Darren Hackett touched on this important point when he wrote to The Guardian: “If a gay person is equal it means that he or she has the same rights as others. The proposals are not equality: they are a new set of ‘special’ civil procedures. This is not acceptable in equality terms. I checked with Huddersfield registrar’s office and was told there was no religious element to the civil marriage ceremony. So what is the problem with giving equal rights to gay men and lesbians to have a civil ceremony with equality? The problem is homophobia.”

So, given that we aren’t pushing the churches to stop being bigoted and excluding, what is the problem with the Government simply opening up the ordinary marriage registration procedure to gay couples?

Of course, the spectre at all these joyous nuptial festivities is divorce. It’s a big issue for heterosexuals with vast numbers of their marriages breaking up every year. It is also going to be an issue for gay people. We have yet to see what the government is proposing in the way of dissolving these civil partnerships.

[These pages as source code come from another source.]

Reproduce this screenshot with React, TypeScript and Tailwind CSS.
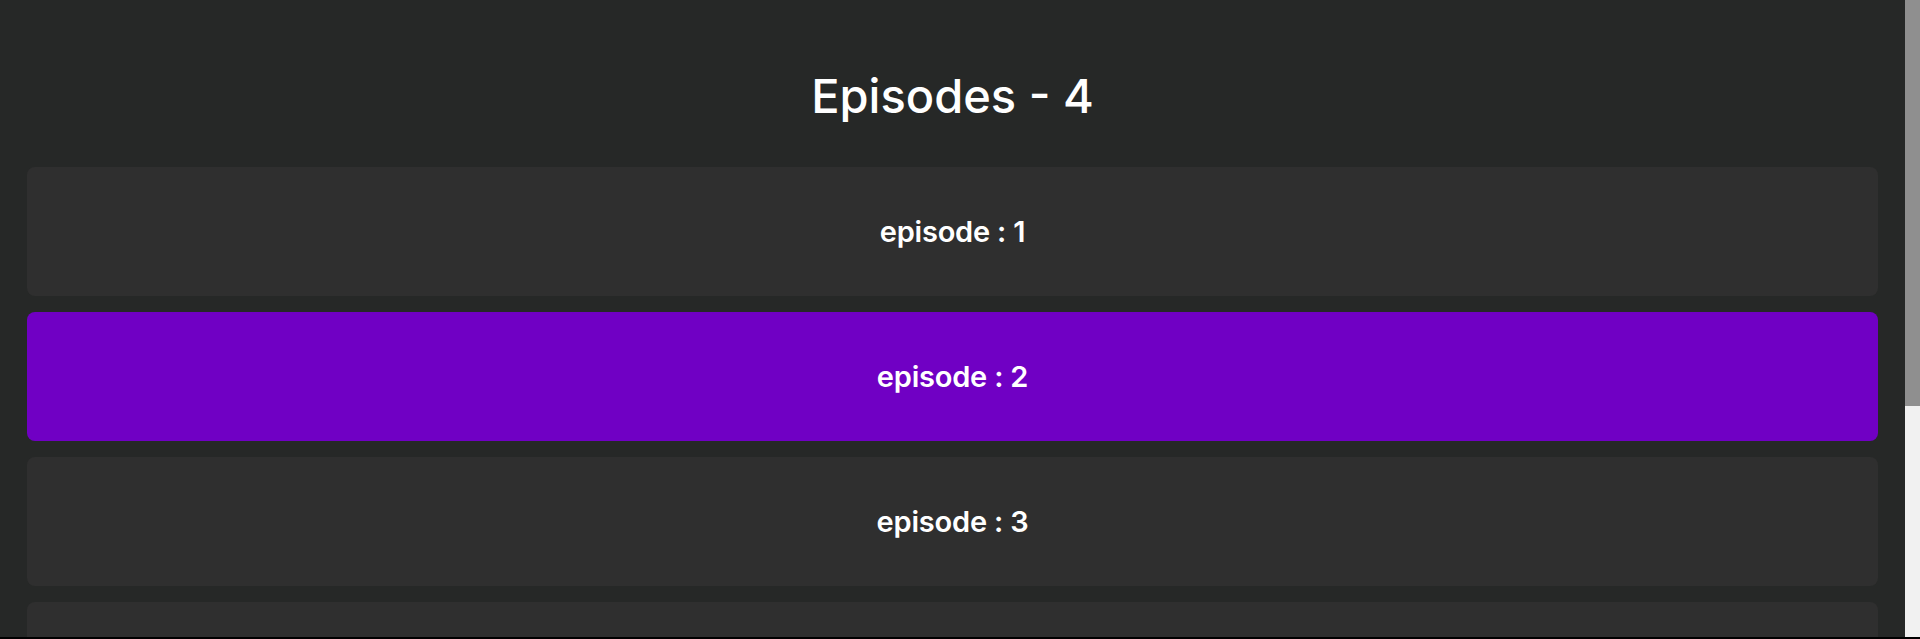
const episodes = [1, 2, 3, 4];

const App: React.FC = () => {
  const active = 2;
  return (
    <div className="flex h-screen flex-col bg-[#262827] font-['Inter','Liberation_Sans',sans-serif] text-white">
      <div className="flex min-h-0 flex-1">
        <div className="min-w-0 flex-1 overflow-hidden px-[27px] pt-[60px]">
          <h1 className="mb-[35px] text-center text-[47px] leading-[72px] font-medium">
            Episodes - 4
          </h1>
          <div className="flex flex-col gap-4">
            {episodes.map((ep) => (
              <div
                key={ep}
                className={
                  ep === active
                    ? "flex h-[129px] shrink-0 cursor-pointer items-center justify-center rounded-lg bg-[#7000c4]"
                    : "flex h-[129px] shrink-0 cursor-pointer items-center justify-center rounded-lg bg-[#2f2f2f]"
                }
              >
                <span className="text-[29px] font-semibold tracking-[-0.2px]">
                  episode : {ep}
                </span>
              </div>
            ))}
          </div>
        </div>
        {/* scrollbar */}
        <div className="flex w-[15px] flex-col bg-[#f1f1f1]">
          <div className="h-[406px] bg-[#8f8f8f]" />
        </div>
      </div>
      <div className="h-[2px] bg-black" />
    </div>
  );
};

export default App;
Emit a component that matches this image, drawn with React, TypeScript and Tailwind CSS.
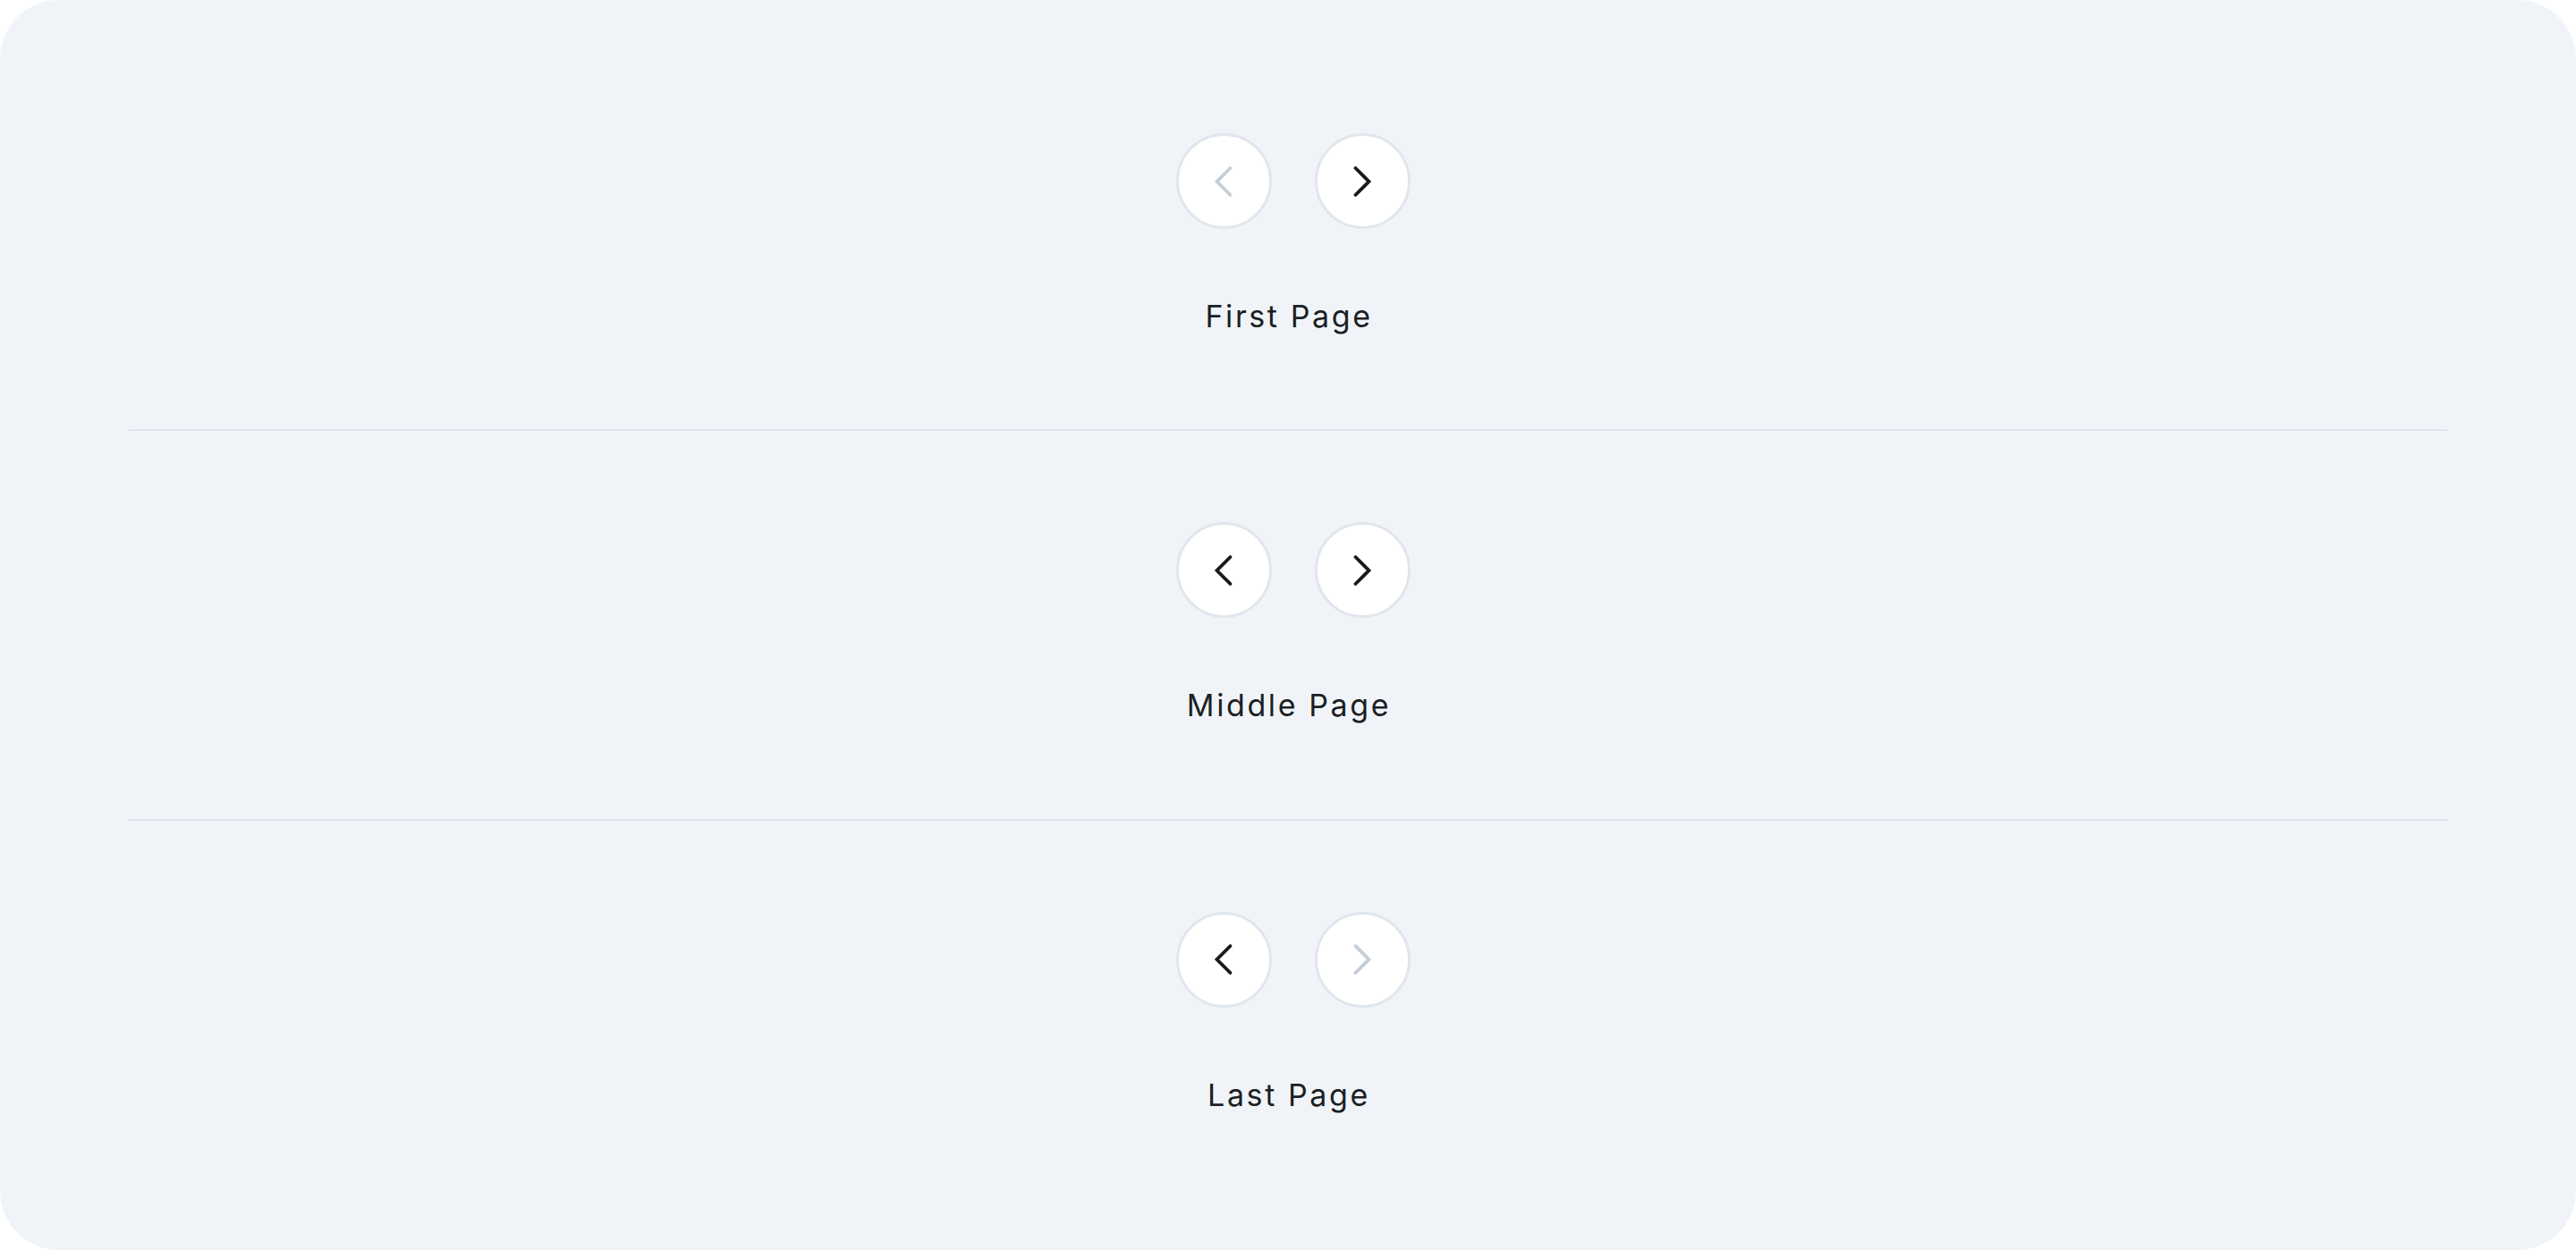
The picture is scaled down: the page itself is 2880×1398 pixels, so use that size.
import React from "react";

function Chevron({ dir, disabled }: { dir: "left" | "right"; disabled?: boolean }) {
  return (
    <svg
      width="48"
      height="48"
      viewBox="0 0 24 24"
      fill="none"
      stroke="currentColor"
      strokeWidth={1.9}
      strokeLinecap="round"
      strokeLinejoin="miter"
      className={disabled ? "text-[#c5ced8]" : "text-[#161a1f]"}
    >
      {dir === "left" ? (
        <path d="M15.75 19.5 8.25 12l7.5-7.5" />
      ) : (
        <path d="M8.25 4.5l7.5 7.5-7.5 7.5" />
      )}
    </svg>
  );
}

function NavButton({ dir, disabled }: { dir: "left" | "right"; disabled?: boolean }) {
  return (
    <button
      type="button"
      disabled={disabled}
      className="flex h-[107px] w-[107px] items-center justify-center rounded-full border-[3px] border-[#e1e6ec] bg-white"
    >
      <Chevron dir={dir} disabled={disabled} />
    </button>
  );
}

function Section({ label, prevDisabled, nextDisabled }: { label: string; prevDisabled?: boolean; nextDisabled?: boolean }) {
  return (
    <div className="flex flex-1 flex-col items-center justify-center">
      <div className="flex items-center gap-[48px] pl-[11px]">
        <NavButton dir="left" disabled={prevDisabled} />
        <NavButton dir="right" disabled={nextDisabled} />
      </div>
      <div
        className="mt-[74px] pl-[2px] text-[34px] leading-[48px] tracking-[2.6px] text-[#1c1f24]"
        style={{ fontFamily: "Inter, 'Noto Sans', sans-serif" }}
      >
        {label}
      </div>
    </div>
  );
}

export default function App() {
  return (
    <div className="min-h-[1398px] w-full bg-white">
      <div className="flex h-[1398px] w-full flex-col rounded-[66px] bg-[#f0f4f8] px-[144px] py-[47px]">
        <Section label="First Page" prevDisabled />
        <div className="h-[2px] w-full bg-[#dfe4ea]" />
        <Section label="Middle Page" />
        <div className="h-[2px] w-full bg-[#dfe4ea]" />
        <Section label="Last Page" nextDisabled />
      </div>
    </div>
  );
}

John Henderson wrote to The Independent: “Unmarried heterosexual partners have the option of choosing to marry, provided of course, that they are not already married to someone else. I assume that the proposed registration by homosexual partners will require similar uniqueness. I suspect many choose not to marry because the legal benefits are outweighed by the approach of the Courts to the financial aspects of divorce. Perhaps similar problems will dog the break-up of these newly recognised relationships.”

The government has a difficult task ahead if it is going to get this right. But our starting point should be that we are not prepared to accept second best – again!